I’ve found it is OK to miss a few techno baby steps. If you hesitate at all, you save yourself considerable expense and trouble. Most computer crazes, telephones and music gadgets have the shelf life of eggnog. It’s like jumping over a square in hopscotch.
I’ll admit that until I opened the old-fashioned paper version of a newspaper that said “selfie” was the Word of the Year I’d never heard of it. Turns out I had seen plenty of “selfies” — I steadfastly refuse to drop the quotes; it’s not my word of the year, but had no clue there was a term.

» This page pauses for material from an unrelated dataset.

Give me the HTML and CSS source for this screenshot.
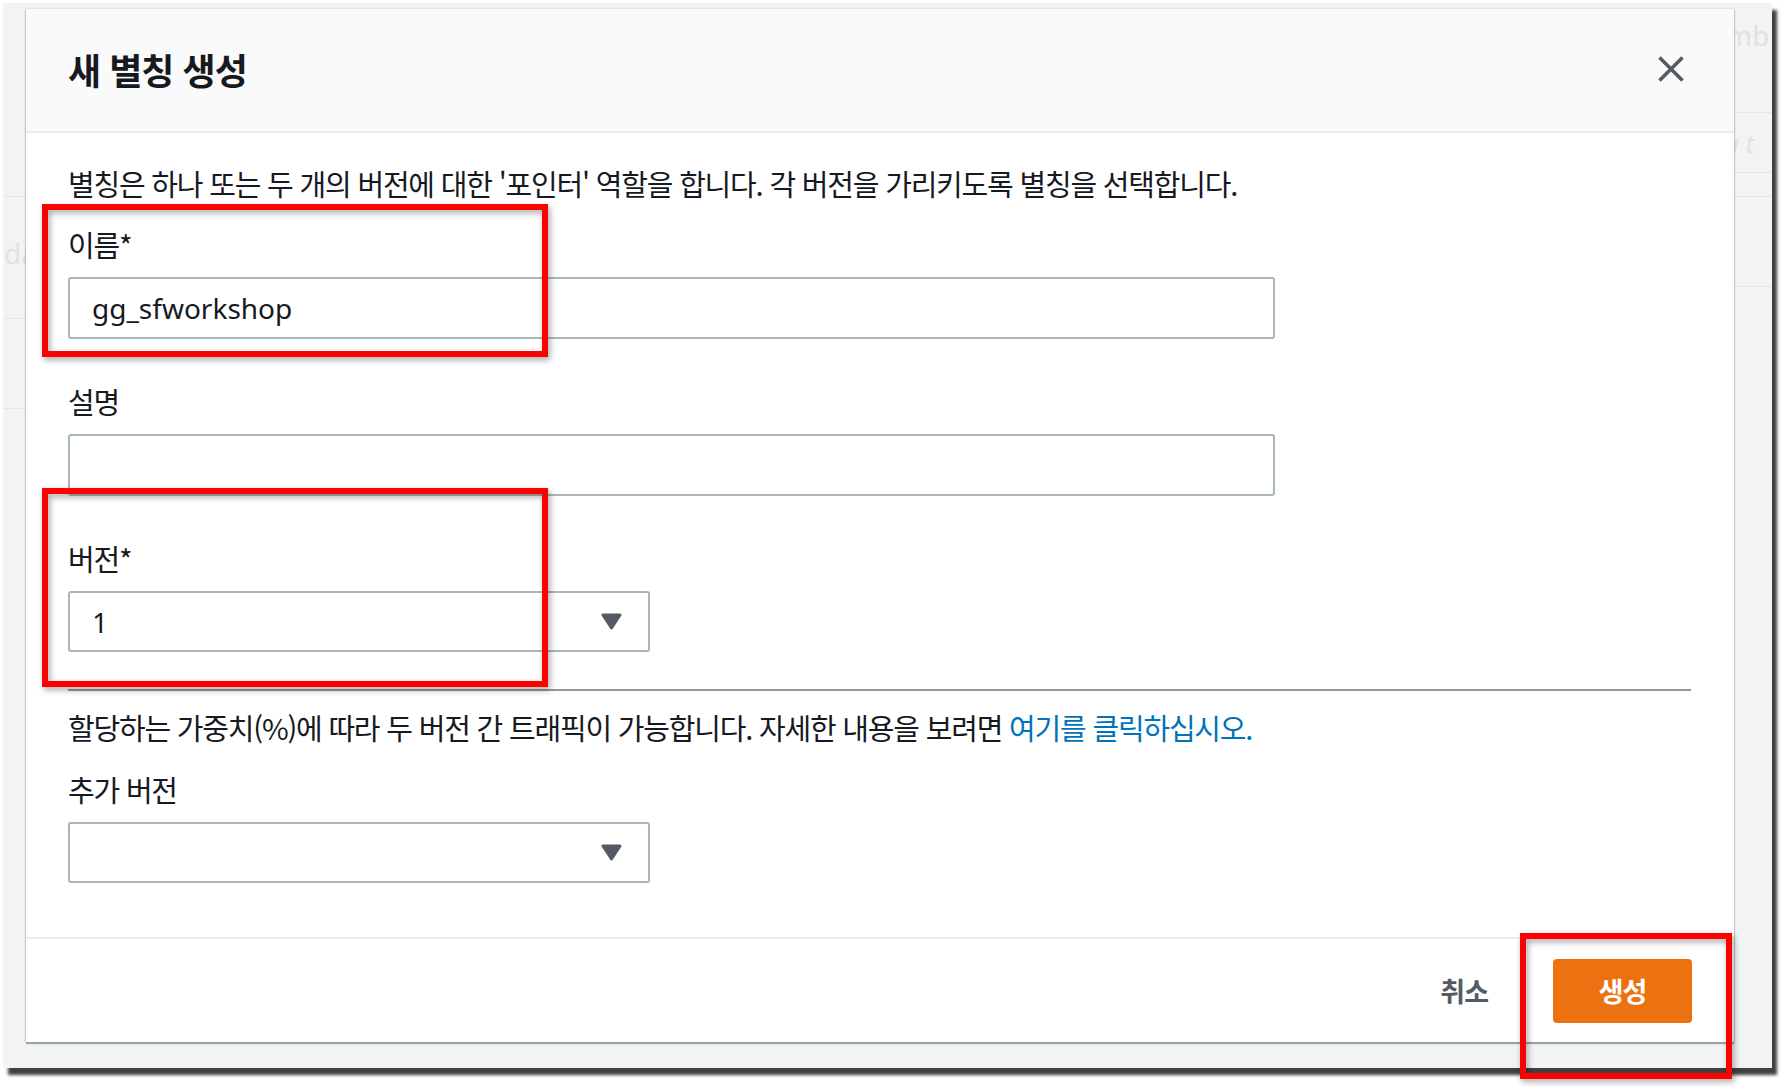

Do we now have to invent words for the subspecies? What is the word for group shots of tipsy teenagers clustered at a bar, baring their teeth and showing off their clothes? Is it “cutesy groupsies”? And how about middle-age people who think every adventure outside of the front door deserves a photographic record? Is that “enough alreadies”?
The old admonition about fool’s names and fool’s faces has gone the way of the buggy whip, since now the main social interaction takes place online, and by “online” I’m not talking a high-wire act.
Perhaps I’m being too curmudgeonly, which is my bent. When the new Swinger cameras came along in my youth, we took plenty of bad photographs of one another, wavy pictures in which the black and white photo subject appeared to be walking on the bottom of the ocean. We saved them in scrapbooks, though I don’t remember a wide distribution of the same. A “tweet” was the domain of little birdies.
This, too, shall pass. Something more amusing than taking photographs of one’s self surely will come along to occupy unimaginative minds.
What rubs me wrong is when something with the perceived gravitas of The Oxford Dictionaries — plural now because of the online edition — lowers itself to get in the swing of things. The whole world blurs.